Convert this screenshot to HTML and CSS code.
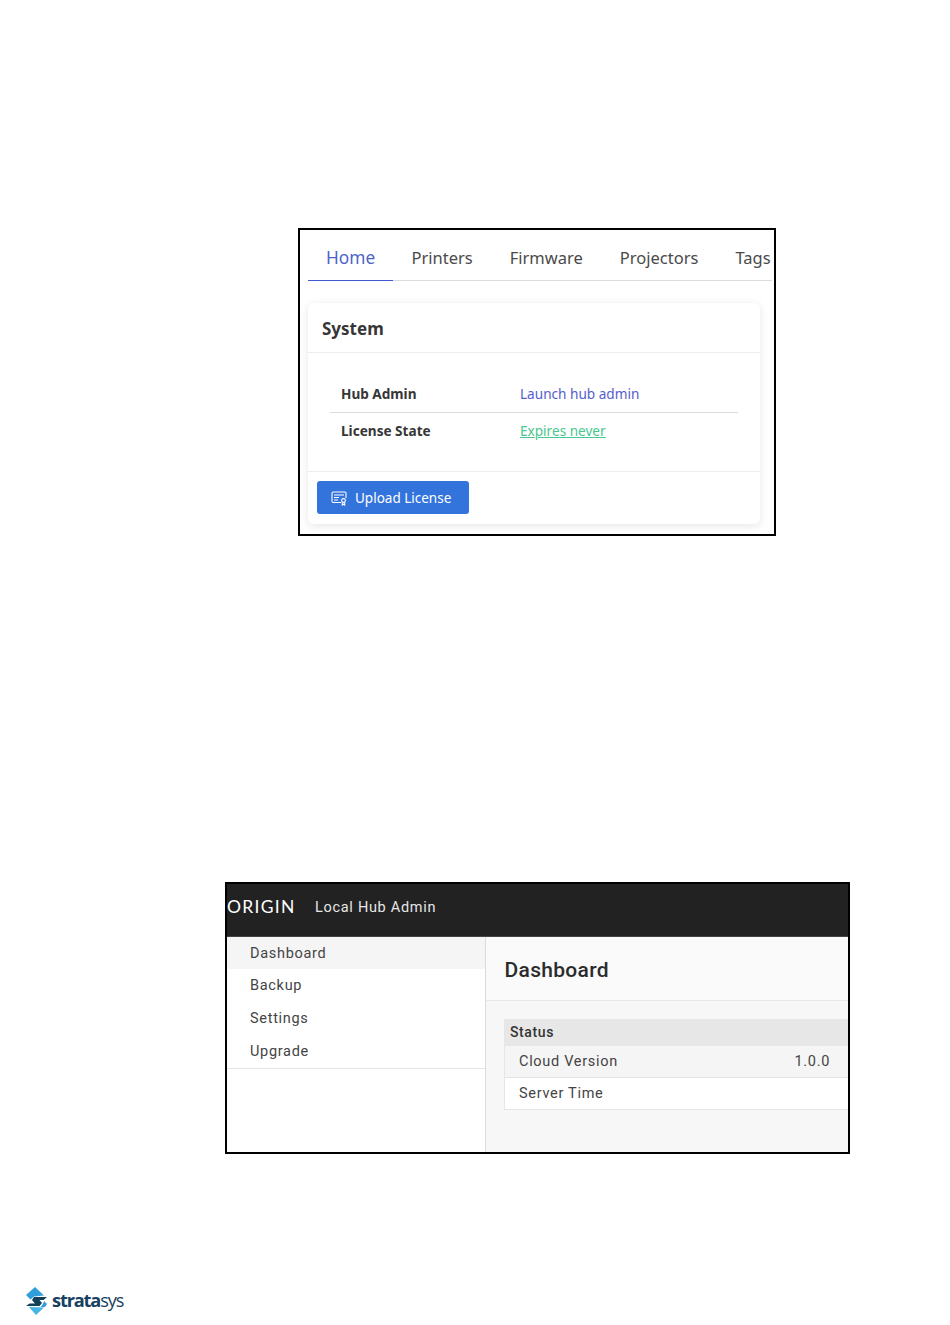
FILE: index.html
```html
<!DOCTYPE html>
<html lang="en">
<head>
<meta charset="utf-8">
<title>Local Hub Admin</title>
<link rel="stylesheet" href="styles.css">
</head>
<body>
<section class="frame frame-system">
  <nav class="tabs">
    <a class="tab tab-active">Home</a>
    <a class="tab">Printers</a>
    <a class="tab">Firmware</a>
    <a class="tab">Projectors</a>
    <a class="tab">Tags</a>
  </nav>
  <div class="card">
    <h2 class="card-title">System</h2>
    <div class="card-body">
      <div class="info-row info-row-first">
        <span class="info-label">Hub Admin</span>
        <a class="info-link">Launch hub admin</a>
      </div>
      <div class="info-row">
        <span class="info-label">License State</span>
        <a class="info-success">Expires never</a>
      </div>
    </div>
    <div class="card-foot">
      <button class="btn" type="button">
        <svg class="btn-icon" viewBox="0 0 16 16" width="16" height="16" fill="none" stroke="currentColor" stroke-width="1.1">
          <path d="M10 12.500H2.200a1.200 1.200 0 0 1-1.200-1.200V3.200A1.200 1.200 0 0 1 2.200 2h11.600A1.200 1.200 0 0 1 15 3.200V8"/>
          <path d="M3 5h10M3 7.500h5M3 10h4"/>
          <circle cx="12.500" cy="10.500" r="1.900"/>
          <path d="M11.300 12.200V15l1.200-.8 1.200.8v-2.800"/>
        </svg>
        <span>Upload License</span>
      </button>
    </div>
  </div>
</section>

<section class="frame frame-hub">
  <header class="hub-bar">
    <span class="origin">ORIGIN</span>
    <span class="hub-name">Local Hub Admin</span>
  </header>
  <div class="hub-main">
    <aside class="side">
      <ul class="side-list">
        <li class="side-item side-item-active">Dashboard</li>
        <li class="side-item">Backup</li>
        <li class="side-item">Settings</li>
        <li class="side-item">Upgrade</li>
      </ul>
    </aside>
    <main class="content">
      <h1 class="content-title">Dashboard</h1>
      <div class="status">
        <div class="status-head">Status</div>
        <div class="status-row status-row-alt"><span>Cloud Version</span><span class="status-value">1.0.0</span></div>
        <div class="status-row"><span>Server Time</span></div>
      </div>
    </main>
  </div>
</section>

<footer class="brand">
  <svg class="brand-mark" viewBox="0 0 21 28" width="21" height="28">
    <polygon fill="#2f9fdc" points="9,0 18,8.500 8,9.500 4.500,12.500 0,8"/>
    <polygon fill="#123f5c" points="8,10 21,10 17.500,13 13.500,13 16,16 13.500,19 0,19 3.500,16.500 9,16.500 6,13"/>
    <polygon fill="#2f9fdc" points="18,14 21,17 19,20 14.500,20 17,17"/>
    <polygon fill="#46b4e6" points="3,20 18,20.500 10,28"/>
  </svg>
  <span class="brand-name"><b class="brand-strong">strata</b>sys</span>
</footer>
</body>
</html>
```
FILE: styles.css
```css
* { box-sizing: border-box; }
html, body { margin: 0; padding: 0; }
body {
  width: 950px;
  height: 1325px;
  overflow: hidden;
  background: #fff;
  font-family: "Noto Sans", sans-serif;
}
.frame { border: 2px solid #000; overflow: hidden; background: #fff; }

.frame-system {
  width: 478px;
  height: 308px;
  margin: 228px 0 0 298px;
  padding: 0 2px 0 8px;
}
.tabs {
  display: flex;
  height: 51px;
  border-bottom: 1px solid #dbdbdb;
  color: #4a4a4a;
  font-size: 16.500px;
  white-space: nowrap;
}
.tab { flex: none; padding: 16px 18.500px 0; line-height: 24px; height: 51px; }
.tab-active {
  color: #4d63c9;
  border-bottom: 1px solid #3f5bd3;
  width: 85px;
  padding-left: 18px;
  padding-right: 0;
  font-size: 17.300px;
}
.card {
  width: 452px;
  height: 221px;
  margin-top: 22px;
  background: #fff;
  border-radius: 6px;
  box-shadow: 0 2px 10px rgba(10, 10, 10, .1);
  display: flex;
  flex-direction: column;
}
.card-title {
  margin: 0;
  height: 50px;
  padding: 0 14px;
  border-bottom: 1px solid #ededed;
  font-size: 17px;
  line-height: 52px;
  font-weight: 700;
  color: #363636;
}
.card-body { height: 119px; padding: 22px 22px 0; border-bottom: 1px solid #ededed; }
.info-row {
  display: flex;
  height: 38px;
  padding: 8px 11px 0;
  font-size: 13.600px;
  line-height: 19px;
}
.info-row-first { height: 38px; padding-top: 9px; border-bottom: 1px solid #dbdbdb; }
.info-label { width: 179px; font-weight: 700; color: #363636; }
.info-link { color: #5560cc; }
.info-success { color: #48c78e; text-decoration: underline; }
.card-foot { padding: 9px; }
.btn {
  display: flex;
  align-items: center;
  gap: 8px;
  width: 152px;
  height: 33px;
  padding: 0 0 0 14px;
  border: 0;
  border-radius: 3px;
  background: #3273dc;
  color: #fff;
  font-family: "Noto Sans", sans-serif;
  font-size: 13.500px;
}
.btn-icon { flex: none; }

.frame-hub {
  width: 625px;
  height: 272px;
  margin: 346px 0 0 225px;
  font-family: Roboto, sans-serif;
  letter-spacing: .7px;
  color: #444;
  font-size: 14.500px;
}
.hub-bar {
  display: flex;
  align-items: center;
  height: 53px;
  padding-bottom: 5px;
  background: #222;
  color: #e6e6e6;
  border-bottom: 1px solid #444;
}
.origin {
  width: 88px;
  margin-bottom: 2px;
  font-family: Lato, sans-serif;
  font-size: 17.500px;
  font-weight: 400;
  letter-spacing: 1.300px;
  color: #fff;
}
.hub-name { font-size: 14.500px; }
.hub-main { display: flex; height: 215px; }
.side { flex: none; width: 259px; border-right: 1px solid #dbdbdb; background: #fff; }
.side-list { margin: 0; padding: 0; list-style: none; border-bottom: 1px solid #e6e6e6; height: 132px; }
.side-item { height: 33px; padding-left: 23px; line-height: 33px; }
.side-item-active { background: #f5f5f5; height: 32px; }
.content { flex: 1; background: #f7f7f7; min-width: 0; }
.content-title {
  margin: 0;
  height: 64px;
  padding-left: 18.500px;
  background: #fafafa;
  border-bottom: 1px solid #e8e8e8;
  font-size: 21px;
  line-height: 66px;
  font-weight: 500;
  letter-spacing: .3px;
  color: #2b2b2b;
}
.status { margin: 18px 0 0 18px; border-left: 1px solid #e6e6e6; background: #fff; }
.status-head {
  height: 27px;
  padding-left: 5px;
  background: #e7e7e7;
  font-weight: 500;
  font-size: 14px;
  line-height: 27px;
  letter-spacing: .6px;
  color: #333;
}
.status-row {
  display: flex;
  height: 32px;
  padding-left: 14px;
  line-height: 31px;
  border-bottom: 1px solid #e4e4e4;
}
.status-row-alt { background: #f5f5f5; }
.status-value { margin-left: 176.500px; }

.brand {
  display: flex;
  align-items: center;
  gap: 5px;
  margin: 133px 0 0 26px;
  height: 28px;
}
.brand-mark { flex: none; }
.brand-name {
  margin-bottom: 3px;
  font-family: "Open Sans", sans-serif;
  font-size: 18.200px;
  letter-spacing: -1.150px;
  color: #173f5f;
  line-height: 26px;
}
.brand-strong { font-weight: 700; }
```
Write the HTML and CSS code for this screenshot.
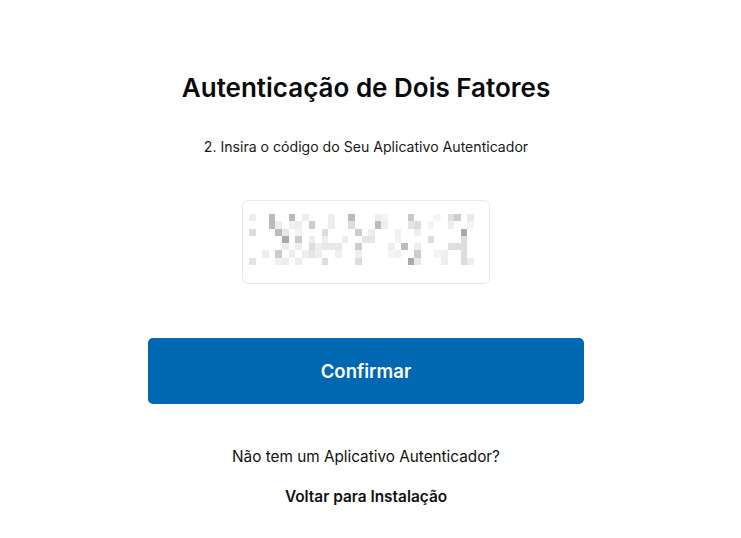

◆ ◆ ◆ ◆ ◆

What is expected
Transcribe all the records above word for word, without their images.

Result of the task
Convert this screenshot to HTML and CSS code.
FILE: index.html
```html
<!DOCTYPE html>
<html lang="en">
<head>
<meta charset="utf-8">
<title>Local Hub Admin</title>
<link rel="stylesheet" href="styles.css">
</head>
<body>
<section class="frame frame-system">
  <nav class="tabs">
    <a class="tab tab-active">Home</a>
    <a class="tab">Printers</a>
    <a class="tab">Firmware</a>
    <a class="tab">Projectors</a>
    <a class="tab">Tags</a>
  </nav>
  <div class="card">
    <h2 class="card-title">System</h2>
    <div class="card-body">
      <div class="info-row info-row-first">
        <span class="info-label">Hub Admin</span>
        <a class="info-link">Launch hub admin</a>
      </div>
      <div class="info-row">
        <span class="info-label">License State</span>
        <a class="info-success">Expires never</a>
      </div>
    </div>
    <div class="card-foot">
      <button class="btn" type="button">
        <svg class="btn-icon" viewBox="0 0 16 16" width="16" height="16" fill="none" stroke="currentColor" stroke-width="1.1">
          <path d="M10 12.500H2.200a1.200 1.200 0 0 1-1.200-1.200V3.200A1.200 1.200 0 0 1 2.200 2h11.600A1.200 1.200 0 0 1 15 3.200V8"/>
          <path d="M3 5h10M3 7.500h5M3 10h4"/>
          <circle cx="12.500" cy="10.500" r="1.900"/>
          <path d="M11.300 12.200V15l1.200-.8 1.200.8v-2.800"/>
        </svg>
        <span>Upload License</span>
      </button>
    </div>
  </div>
</section>

<section class="frame frame-hub">
  <header class="hub-bar">
    <span class="origin">ORIGIN</span>
    <span class="hub-name">Local Hub Admin</span>
  </header>
  <div class="hub-main">
    <aside class="side">
      <ul class="side-list">
        <li class="side-item side-item-active">Dashboard</li>
        <li class="side-item">Backup</li>
        <li class="side-item">Settings</li>
        <li class="side-item">Upgrade</li>
      </ul>
    </aside>
    <main class="content">
      <h1 class="content-title">Dashboard</h1>
      <div class="status">
        <div class="status-head">Status</div>
        <div class="status-row status-row-alt"><span>Cloud Version</span><span class="status-value">1.0.0</span></div>
        <div class="status-row"><span>Server Time</span></div>
      </div>
    </main>
  </div>
</section>

<footer class="brand">
  <svg class="brand-mark" viewBox="0 0 21 28" width="21" height="28">
    <polygon fill="#2f9fdc" points="9,0 18,8.500 8,9.500 4.500,12.500 0,8"/>
    <polygon fill="#123f5c" points="8,10 21,10 17.500,13 13.500,13 16,16 13.500,19 0,19 3.500,16.500 9,16.500 6,13"/>
    <polygon fill="#2f9fdc" points="18,14 21,17 19,20 14.500,20 17,17"/>
    <polygon fill="#46b4e6" points="3,20 18,20.500 10,28"/>
  </svg>
  <span class="brand-name"><b class="brand-strong">strata</b>sys</span>
</footer>
</body>
</html>
```
FILE: styles.css
```css
* { box-sizing: border-box; }
html, body { margin: 0; padding: 0; }
body {
  width: 950px;
  height: 1325px;
  overflow: hidden;
  background: #fff;
  font-family: "Noto Sans", sans-serif;
}
.frame { border: 2px solid #000; overflow: hidden; background: #fff; }

.frame-system {
  width: 478px;
  height: 308px;
  margin: 228px 0 0 298px;
  padding: 0 2px 0 8px;
}
.tabs {
  display: flex;
  height: 51px;
  border-bottom: 1px solid #dbdbdb;
  color: #4a4a4a;
  font-size: 16.500px;
  white-space: nowrap;
}
.tab { flex: none; padding: 16px 18.500px 0; line-height: 24px; height: 51px; }
.tab-active {
  color: #4d63c9;
  border-bottom: 1px solid #3f5bd3;
  width: 85px;
  padding-left: 18px;
  padding-right: 0;
  font-size: 17.300px;
}
.card {
  width: 452px;
  height: 221px;
  margin-top: 22px;
  background: #fff;
  border-radius: 6px;
  box-shadow: 0 2px 10px rgba(10, 10, 10, .1);
  display: flex;
  flex-direction: column;
}
.card-title {
  margin: 0;
  height: 50px;
  padding: 0 14px;
  border-bottom: 1px solid #ededed;
  font-size: 17px;
  line-height: 52px;
  font-weight: 700;
  color: #363636;
}
.card-body { height: 119px; padding: 22px 22px 0; border-bottom: 1px solid #ededed; }
.info-row {
  display: flex;
  height: 38px;
  padding: 8px 11px 0;
  font-size: 13.600px;
  line-height: 19px;
}
.info-row-first { height: 38px; padding-top: 9px; border-bottom: 1px solid #dbdbdb; }
.info-label { width: 179px; font-weight: 700; color: #363636; }
.info-link { color: #5560cc; }
.info-success { color: #48c78e; text-decoration: underline; }
.card-foot { padding: 9px; }
.btn {
  display: flex;
  align-items: center;
  gap: 8px;
  width: 152px;
  height: 33px;
  padding: 0 0 0 14px;
  border: 0;
  border-radius: 3px;
  background: #3273dc;
  color: #fff;
  font-family: "Noto Sans", sans-serif;
  font-size: 13.500px;
}
.btn-icon { flex: none; }

.frame-hub {
  width: 625px;
  height: 272px;
  margin: 346px 0 0 225px;
  font-family: Roboto, sans-serif;
  letter-spacing: .7px;
  color: #444;
  font-size: 14.500px;
}
.hub-bar {
  display: flex;
  align-items: center;
  height: 53px;
  padding-bottom: 5px;
  background: #222;
  color: #e6e6e6;
  border-bottom: 1px solid #444;
}
.origin {
  width: 88px;
  margin-bottom: 2px;
  font-family: Lato, sans-serif;
  font-size: 17.500px;
  font-weight: 400;
  letter-spacing: 1.300px;
  color: #fff;
}
.hub-name { font-size: 14.500px; }
.hub-main { display: flex; height: 215px; }
.side { flex: none; width: 259px; border-right: 1px solid #dbdbdb; background: #fff; }
.side-list { margin: 0; padding: 0; list-style: none; border-bottom: 1px solid #e6e6e6; height: 132px; }
.side-item { height: 33px; padding-left: 23px; line-height: 33px; }
.side-item-active { background: #f5f5f5; height: 32px; }
.content { flex: 1; background: #f7f7f7; min-width: 0; }
.content-title {
  margin: 0;
  height: 64px;
  padding-left: 18.500px;
  background: #fafafa;
  border-bottom: 1px solid #e8e8e8;
  font-size: 21px;
  line-height: 66px;
  font-weight: 500;
  letter-spacing: .3px;
  color: #2b2b2b;
}
.status { margin: 18px 0 0 18px; border-left: 1px solid #e6e6e6; background: #fff; }
.status-head {
  height: 27px;
  padding-left: 5px;
  background: #e7e7e7;
  font-weight: 500;
  font-size: 14px;
  line-height: 27px;
  letter-spacing: .6px;
  color: #333;
}
.status-row {
  display: flex;
  height: 32px;
  padding-left: 14px;
  line-height: 31px;
  border-bottom: 1px solid #e4e4e4;
}
.status-row-alt { background: #f5f5f5; }
.status-value { margin-left: 176.500px; }

.brand {
  display: flex;
  align-items: center;
  gap: 5px;
  margin: 133px 0 0 26px;
  height: 28px;
}
.brand-mark { flex: none; }
.brand-name {
  margin-bottom: 3px;
  font-family: "Open Sans", sans-serif;
  font-size: 18.200px;
  letter-spacing: -1.150px;
  color: #173f5f;
  line-height: 26px;
}
.brand-strong { font-weight: 700; }
```
Write the HTML and CSS code for this screenshot.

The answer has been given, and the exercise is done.